Go through the entries below and count the lines holding the word "that". Reply with only the number, please.

Pages as source code
--- --- ---

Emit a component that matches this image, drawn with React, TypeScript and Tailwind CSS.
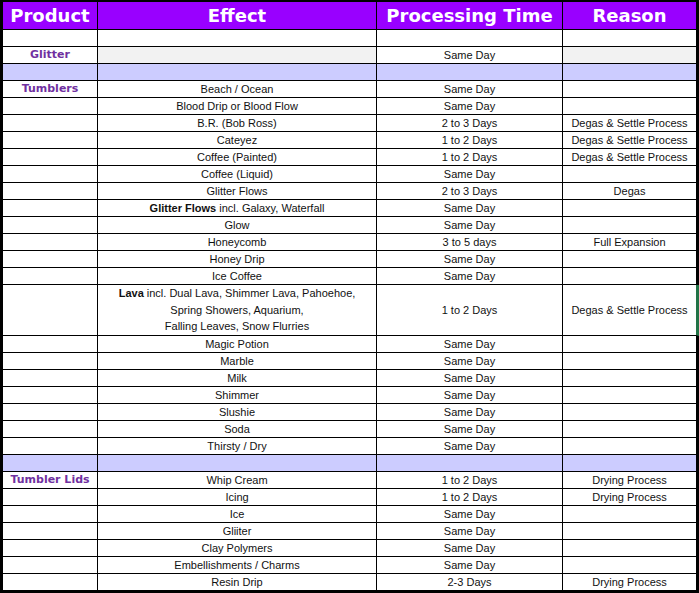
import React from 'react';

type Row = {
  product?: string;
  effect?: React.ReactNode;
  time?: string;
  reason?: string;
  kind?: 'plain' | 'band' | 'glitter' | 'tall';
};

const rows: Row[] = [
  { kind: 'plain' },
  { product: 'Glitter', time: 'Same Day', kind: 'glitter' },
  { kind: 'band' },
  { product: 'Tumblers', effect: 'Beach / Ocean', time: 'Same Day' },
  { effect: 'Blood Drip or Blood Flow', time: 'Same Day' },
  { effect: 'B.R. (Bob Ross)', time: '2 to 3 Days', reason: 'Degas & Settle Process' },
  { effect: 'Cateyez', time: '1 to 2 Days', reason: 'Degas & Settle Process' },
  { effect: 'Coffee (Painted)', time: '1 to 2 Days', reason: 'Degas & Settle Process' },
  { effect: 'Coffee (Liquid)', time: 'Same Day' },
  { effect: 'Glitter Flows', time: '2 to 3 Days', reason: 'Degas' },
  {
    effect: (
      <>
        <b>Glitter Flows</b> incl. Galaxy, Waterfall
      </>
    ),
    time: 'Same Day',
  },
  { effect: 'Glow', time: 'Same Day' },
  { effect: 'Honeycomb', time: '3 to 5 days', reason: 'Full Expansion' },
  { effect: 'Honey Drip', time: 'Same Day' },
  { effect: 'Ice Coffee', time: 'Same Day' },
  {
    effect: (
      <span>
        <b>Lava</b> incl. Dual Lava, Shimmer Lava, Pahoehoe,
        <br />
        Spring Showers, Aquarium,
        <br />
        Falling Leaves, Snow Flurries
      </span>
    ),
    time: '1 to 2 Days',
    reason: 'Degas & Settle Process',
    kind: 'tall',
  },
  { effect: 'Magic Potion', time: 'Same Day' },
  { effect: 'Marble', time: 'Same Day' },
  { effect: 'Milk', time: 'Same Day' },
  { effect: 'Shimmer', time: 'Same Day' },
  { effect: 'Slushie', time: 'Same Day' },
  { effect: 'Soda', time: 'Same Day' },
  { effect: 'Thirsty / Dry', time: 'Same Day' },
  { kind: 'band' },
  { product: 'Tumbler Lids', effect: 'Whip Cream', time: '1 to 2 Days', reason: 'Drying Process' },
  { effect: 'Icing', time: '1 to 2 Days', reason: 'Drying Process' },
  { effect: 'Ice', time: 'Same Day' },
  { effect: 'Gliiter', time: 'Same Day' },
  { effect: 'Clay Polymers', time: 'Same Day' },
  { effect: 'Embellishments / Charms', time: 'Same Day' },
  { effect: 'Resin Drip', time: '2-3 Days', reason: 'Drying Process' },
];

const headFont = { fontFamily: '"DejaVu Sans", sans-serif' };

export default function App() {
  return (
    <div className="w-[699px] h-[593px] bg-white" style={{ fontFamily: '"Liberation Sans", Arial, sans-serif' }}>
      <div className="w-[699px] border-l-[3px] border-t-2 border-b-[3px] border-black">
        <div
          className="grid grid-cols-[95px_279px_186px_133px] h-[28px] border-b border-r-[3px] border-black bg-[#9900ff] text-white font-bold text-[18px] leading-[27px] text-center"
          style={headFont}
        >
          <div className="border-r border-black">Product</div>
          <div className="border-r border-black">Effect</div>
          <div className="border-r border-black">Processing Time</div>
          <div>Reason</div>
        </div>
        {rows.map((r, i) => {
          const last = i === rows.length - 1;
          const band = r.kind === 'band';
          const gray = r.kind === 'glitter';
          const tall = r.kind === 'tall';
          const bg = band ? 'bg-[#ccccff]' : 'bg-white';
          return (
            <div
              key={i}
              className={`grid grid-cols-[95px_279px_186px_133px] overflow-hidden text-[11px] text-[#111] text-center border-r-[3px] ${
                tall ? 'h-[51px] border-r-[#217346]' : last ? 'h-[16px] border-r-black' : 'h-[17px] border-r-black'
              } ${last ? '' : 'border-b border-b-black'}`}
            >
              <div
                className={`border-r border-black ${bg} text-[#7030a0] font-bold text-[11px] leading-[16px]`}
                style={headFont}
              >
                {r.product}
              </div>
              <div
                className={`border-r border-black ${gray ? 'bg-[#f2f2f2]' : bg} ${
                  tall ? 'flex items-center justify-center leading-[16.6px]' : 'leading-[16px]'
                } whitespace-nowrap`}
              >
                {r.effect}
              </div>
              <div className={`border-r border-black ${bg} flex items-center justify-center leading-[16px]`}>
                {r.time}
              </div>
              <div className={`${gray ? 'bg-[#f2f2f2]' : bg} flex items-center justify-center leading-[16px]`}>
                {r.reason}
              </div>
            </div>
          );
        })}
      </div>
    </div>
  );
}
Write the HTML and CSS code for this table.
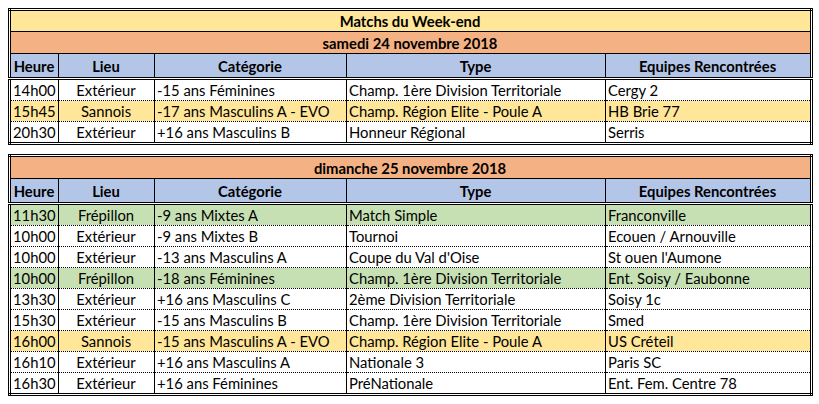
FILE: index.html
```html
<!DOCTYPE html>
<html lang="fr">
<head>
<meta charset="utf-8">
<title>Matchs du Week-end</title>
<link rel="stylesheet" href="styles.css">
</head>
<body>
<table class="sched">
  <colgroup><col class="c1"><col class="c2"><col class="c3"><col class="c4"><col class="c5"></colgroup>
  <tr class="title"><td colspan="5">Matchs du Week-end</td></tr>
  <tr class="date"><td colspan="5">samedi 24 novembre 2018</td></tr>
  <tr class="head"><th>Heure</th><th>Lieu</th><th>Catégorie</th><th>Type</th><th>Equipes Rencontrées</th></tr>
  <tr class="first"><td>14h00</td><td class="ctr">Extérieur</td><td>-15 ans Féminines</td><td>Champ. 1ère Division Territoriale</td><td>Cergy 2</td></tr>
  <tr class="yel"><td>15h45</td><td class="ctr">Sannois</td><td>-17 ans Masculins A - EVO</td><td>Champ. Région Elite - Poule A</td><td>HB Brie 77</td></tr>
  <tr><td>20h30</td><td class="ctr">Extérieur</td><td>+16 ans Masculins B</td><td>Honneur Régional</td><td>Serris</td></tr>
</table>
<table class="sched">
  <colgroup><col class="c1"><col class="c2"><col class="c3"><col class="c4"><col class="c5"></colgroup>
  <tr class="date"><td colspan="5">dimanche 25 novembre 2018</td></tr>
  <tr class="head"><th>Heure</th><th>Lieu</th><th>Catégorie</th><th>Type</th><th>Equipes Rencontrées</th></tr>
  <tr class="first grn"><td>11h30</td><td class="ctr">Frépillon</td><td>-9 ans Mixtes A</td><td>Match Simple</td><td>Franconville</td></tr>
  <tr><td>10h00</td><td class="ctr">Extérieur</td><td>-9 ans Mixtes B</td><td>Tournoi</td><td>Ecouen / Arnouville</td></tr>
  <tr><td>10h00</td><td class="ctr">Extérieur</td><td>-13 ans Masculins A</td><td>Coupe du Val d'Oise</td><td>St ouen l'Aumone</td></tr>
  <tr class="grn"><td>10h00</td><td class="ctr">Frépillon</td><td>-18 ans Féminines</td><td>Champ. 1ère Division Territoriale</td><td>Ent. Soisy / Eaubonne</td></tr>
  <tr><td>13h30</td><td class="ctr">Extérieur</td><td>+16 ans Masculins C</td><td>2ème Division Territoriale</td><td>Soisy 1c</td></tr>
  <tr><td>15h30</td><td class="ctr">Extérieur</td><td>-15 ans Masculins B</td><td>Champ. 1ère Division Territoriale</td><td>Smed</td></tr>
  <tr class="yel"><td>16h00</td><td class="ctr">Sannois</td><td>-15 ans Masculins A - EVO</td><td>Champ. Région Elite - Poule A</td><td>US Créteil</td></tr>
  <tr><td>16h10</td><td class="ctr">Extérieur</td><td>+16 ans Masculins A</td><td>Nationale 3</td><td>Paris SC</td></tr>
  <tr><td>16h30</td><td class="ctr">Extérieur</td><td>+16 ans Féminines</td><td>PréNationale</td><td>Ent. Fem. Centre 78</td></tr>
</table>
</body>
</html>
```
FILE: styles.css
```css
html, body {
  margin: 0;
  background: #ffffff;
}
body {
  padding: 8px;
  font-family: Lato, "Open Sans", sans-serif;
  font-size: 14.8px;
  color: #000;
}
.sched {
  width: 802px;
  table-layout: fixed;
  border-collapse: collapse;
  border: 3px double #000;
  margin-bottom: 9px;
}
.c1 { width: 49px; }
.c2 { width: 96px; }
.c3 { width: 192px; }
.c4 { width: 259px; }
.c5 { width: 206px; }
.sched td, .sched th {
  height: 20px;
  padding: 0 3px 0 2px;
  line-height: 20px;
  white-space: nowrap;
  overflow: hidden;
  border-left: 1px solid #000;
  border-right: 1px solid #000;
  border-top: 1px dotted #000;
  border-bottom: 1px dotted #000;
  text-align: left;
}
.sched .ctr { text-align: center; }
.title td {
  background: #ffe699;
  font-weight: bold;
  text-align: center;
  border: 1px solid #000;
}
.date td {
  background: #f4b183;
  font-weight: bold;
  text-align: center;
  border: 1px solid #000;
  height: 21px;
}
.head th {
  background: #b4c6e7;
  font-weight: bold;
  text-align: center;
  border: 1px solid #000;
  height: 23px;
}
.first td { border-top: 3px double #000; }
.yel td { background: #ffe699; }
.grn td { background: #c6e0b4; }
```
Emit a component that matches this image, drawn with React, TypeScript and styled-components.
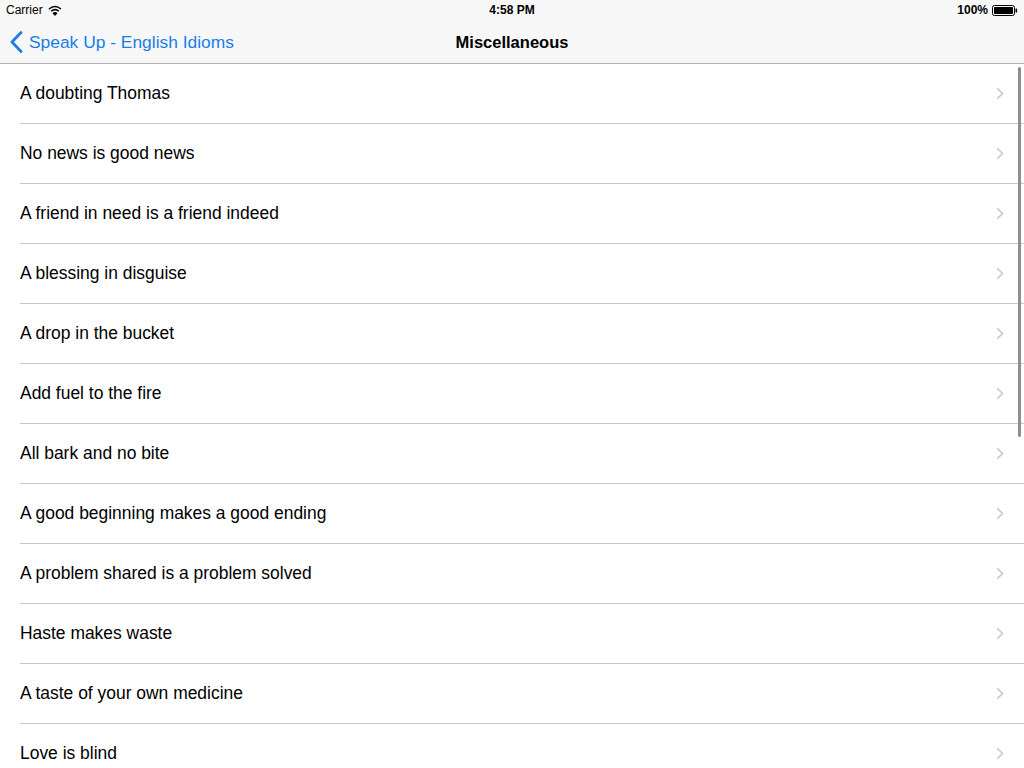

--- --- ---

§ Result of this task
2